Sunday, February 12, 2012

The Ones Who'll Help You Move the Body

I wrote this past Monday about Agnes's ongoing project for her digital scrapbooking and journaling course in which she had to develop a two-page spread about herself based on the supposed characteristics of her Zodiac sign. Well, the drama continued yesterday evening as she called me into her nest to look at an online, two-page list of adjectives that could be used an individual, and asked me to pick out the ones that applied to her.

Not being stupid, I (to paraphrase the great W. C. Fields) rejected those words that might, if misunderstood, end up eliciting the attention of the coroner, and offered a careful selection which included the word friendly.

This led to a discussion of the concept of friendship which - to Agnes - is a word not to be taken lightly. And, on reflection, I have to agree that she's right.

There's an old saying that an acquaintance will help you move, but a friend will help you move a body. This is a crude, yet accurate statement of a difference we don't often think about much in the Facebook era, where we collect "friends" as if they were Hummel figurines, beer cans, or decorative paperweights. You may recall this cartoon from two weeks ago on Cartoon Saturday ...
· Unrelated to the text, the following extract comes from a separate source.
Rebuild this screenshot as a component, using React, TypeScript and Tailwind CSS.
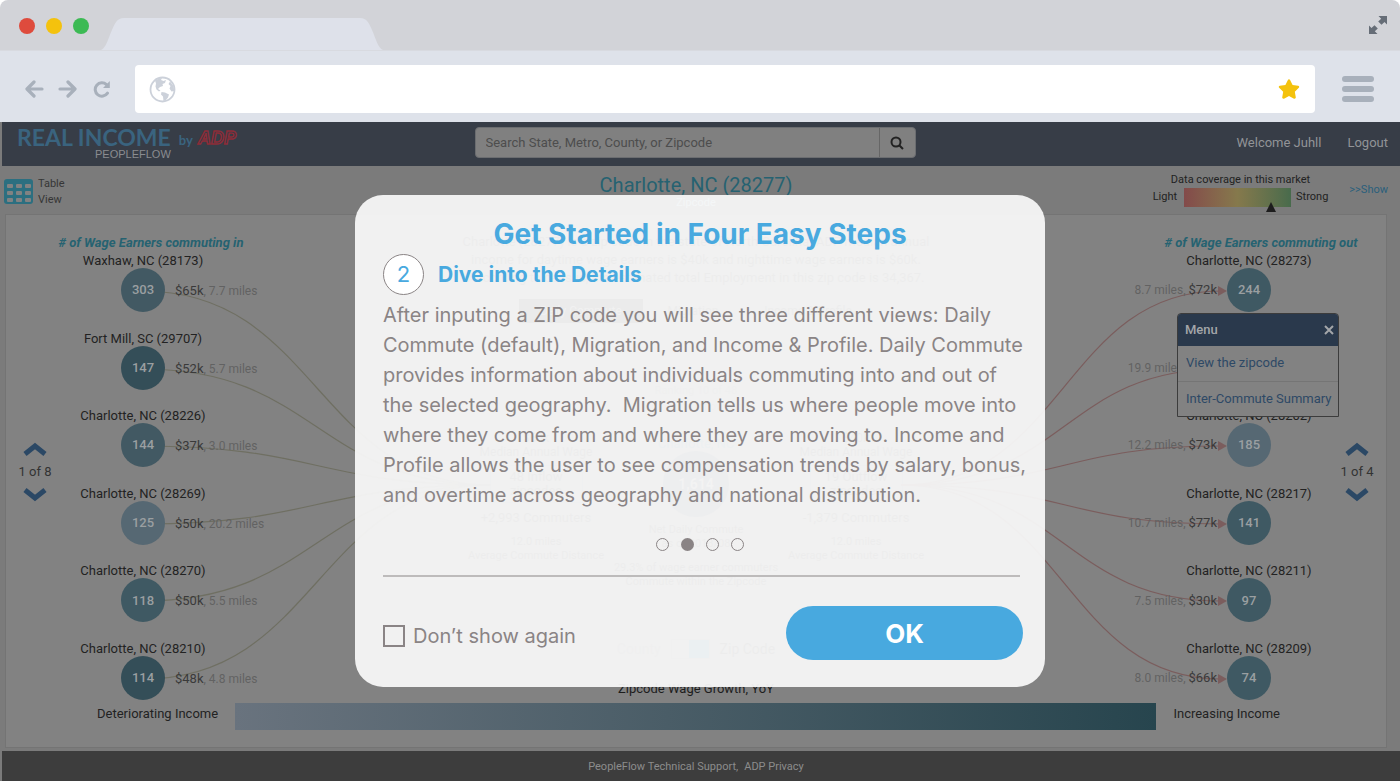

It makes a statement that Agnes reminded me of as we talked about the implications of the word friend. If she were introducing someone from her office to me, for instance, she'd use the term co-worker, where I might have loosely described the individual as a friend from the office. The difference is ... or, at least, should be ... profound.

If I think of a friend as someone I can share my innermost thoughts and secrets with, someone I can turn to for help at any time and know that he'll drop everything to come to my aid, someone I'm completely comfortable with in any setting, I can only think of one person out of the many hundreds I might loosely describe as friends. I have 119 friends on Facebook (the average number is actually 120, according to the Facebook blog), but I would probably describe only one of them as a true friend according to the definition earlier in this paragraph (yes, he's the one friend I mentioned above).

There are a great many people I consider friends in a looser fashion ... people I care about and whose company I enjoy. Most of my dancing acquaintances and many of my co-workers fall into this category. But real, honest-to-goodness, help-me-hide-the-body friends ... just one.

The concept of true friendship was summed up in one of my favorite poems - The Thousandth Man, by Rudyard Kipling ...

One man in a thousand, Solomon says.
Will stick more close than a brother.
And it's worth while seeking him half your days
If you find him before the other.

Nine hundred and ninety-nine depend
On what the world sees in you,
But the Thousandth Man will stand your friend
With the whole round world agin you.

'Tis neither promise nor prayer nor show
Will settle the finding for 'ee.
Nine hundred and ninety-nine of 'em go
By your looks, or your acts, or your glory.

But if he finds you and you find him,
The rest of the world don't matter;
For the Thousandth Man will sink or swim
With you in any water.

You can use his purse with no more talk
Than he uses yours for his spendings,
And laugh and meet in your daily walk
As though there had been no lendings.

Nine hundred and ninety-nine of 'em call
For silver and gold in their dealings;
But the Thousandth Man he's worth 'em all
Because you can show him your feelings.

His wrong's your wrong, and his right's your right,
In season or out of season.
Stand up and back it in all men's sight
With that for your only reason!

Nine hundred and ninety-nine can't bide
The shame or mocking or laughter,
But the Thousandth Man will stand by your side
To the gallows-foot - and after!

Just so that I'm not misunderstood, let me emphasize that I care about all my friends, of whatever degree. But there's only one ... and I think you know who you are ... that I would ask to help me hide a body.

And the thought that I have even one friend that close is a very comforting thought.

Have a good day. More thoughts tomorrow.



eViL pOp TaRt said...

There definitely is a devaluation of the meaning of the word "friend," partly due to Facebook and Cheezburger. It's led to the phenomenon of "friend shopping."

Another flawed usage: "we're only friends, not lovers...." Implying that friendship is kind of a consolation prize.

Amanda said...

I'm not sure that I even have one friend that will help me hide a body. Thats sad isn't it?

Mike said...

I saw a PBS show yesterday about this very subject. An author(?) wrote a book saying that the average number of actual friends for most people is 4.5 .

Banana Oil said...

Whew! Rudyard Kipling had some high standards for what is a true friend.